Une tragédie contée comme un thriller
Le vendredi 30 avril 1915, l’Unterseeboot-20 appareille du port d’Emden, sur la côte nord-ouest de l’Allemagne. Il a pour mission d’attaquer les navires au large de Liverpool, entre l’Angleterre et l’Irlande pour contrer une éventuelle invasion de l’Allemagne par les Britanniques depuis la mer du Nord. Il est sous les ordres de Walther Schwieger, trente-deux ans, un des capitaines les plus expérimentés de la marine allemande. Ce même jour, à New York, le capitaine William Thomas Turner apprête son navire, le Lusitania, surnommé “Le Lévrier des mers”, pour un départ le lendemain à dix heures. Ce départ sera retardé pour accueillir de nouveaux passagers et pour laisser descendre la nièce du capitaine qui s’était trouvée bloquée sur le paquebot.
Parce que le nombre des passagers n’est plus ce qu’il était en cette période de guerre, la Cunard, la société propriétaire du bateau, veut faire des économies. Sur le Lusitania, une chaudière est arrêtée et le Lévrier met une journée de plus pour faire la traversée. Le 7 mai 1915, peu après 14 heures, une torpille lancée depuis l’U-20 touche le paquebot où se trouvent 1962 passagers et membres d’équipage. En moins de vingt minutes, le navire coule dans une eau à douze degrés, faisant 1198 morts et disparus.
Entretemps, que s’est-il passé pour arriver à ce drame ?

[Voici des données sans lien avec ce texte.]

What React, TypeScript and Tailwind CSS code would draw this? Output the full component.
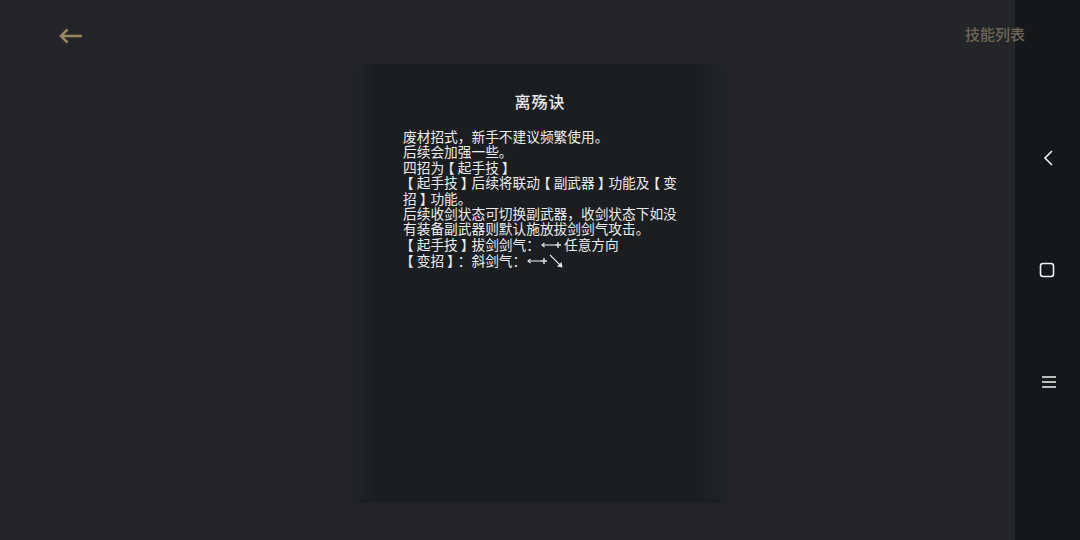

Erik Larson raconte par le menu tous les éléments, tous les événements qui vont concourir à la tragédie, tous les faits, même les plus infimes, qui ont mené à ce désastre. Il détaille le contexte, revient sur les prémices de la Grande Guerre, sur la course pour la suprématie maritime entre le Royaume-Uni et l’Allemagne, une des raisons qui a motivé la construction du Lusitania, et de son frère jumeau le Maurétania, par la compagnie Cunard, aidée financièrement par le gouvernement. Il expose les stratégies militaires avant et au début du conflit, les choix des amirautés ennemies entre la guerre maritime en surface et sous-marine. Ainsi, l’Allemagne choisit l’offensive alors que l’Angleterre privilégie la défense de ses côtes.
L’Allemagne décrète les eaux britanniques zones de guerre pour justifier la destruction de tous navires qui concourent à l’effort de guerre en transportant, sous des pavillons de complaisance ou de pays neutres, des armes et des munitions pour les unités engagées sur le front. En principe, les navires des pays non engagés et ceux transportant des civils doivent être épargnés. Ce ne sera pas le cas, un choix barbare.
Parallèlement, Erik Larson détaille les principaux acteurs du drame, à savoir le paquebot et son commandant, l’U-20 et son capitaine, relatant avec force détails la carrière des deux hommes et toutes les composantes techniques des deux bateaux.
Puis il évoque longuement, en puisant dans les témoignages des passagers survivants, les journaux de bord, tous les documents possibles, l’inéluctable rencontre, une attaque qui est la convergence de hasards et d’aléas décisifs aboutissant à une situation qui n’aurait pas dû avoir lieu, renforcé par un brouillard fortuit, un orgueil mal placé, un secret bien gardé. En effet, dès les premiers jours de la guerre, les Anglais avaient coupé les câbles de communication sous-marins allemands. Ces derniers n’avaient plus recours qu’à la télégraphie sans fil. Ces messages étaient interceptés et arrivaient à la Room 40, une structure très discrète logée dans quelques bureaux londoniens au cœur d’un bâtiment jouxtant la Horse Guards Parade.
L’U-20 était suivi depuis le 30 avril par ce groupe ! Turner ne sera prévenu que tardivement, quand il approche des côtes irlandaises, du danger potentiel. Mais celui-ci craint d’abord le brouillard. À cette époque, les moyens de détection, dans un banc, sont sommaires, le plus fiable restant la corne de brume.
Contrairement à une idée largement répandue, ce drame ne fut pas le fait déclencheur pour l’entrée des États-Unis dans le conflit. Celle-ci n’aura lieu qu’en avril 1917. Pour l’heure, le président Thomas Woodrow Wilson, veuf depuis août 1914, fait sa cour à Edith qui a conquis son cœur…
Un livre à lire et à relire tant il est riche en informations de toutes natures. L’auteur installe un suspense, construit son récit comme un thriller, met en place les composantes de telle façon que l’on se prend, bien qu’on connaisse parfaitement le dénouement, à espérer une autre fin, une autre conclusion, que le Lusitania échappe au sort qui lui est promis.
serge perraud
Erik Larson, Lusitania 1915 — La dernière traversée, Cherche Midi, coll. “Ailleurs”, avril 2016, 638 p. – 22,00 €.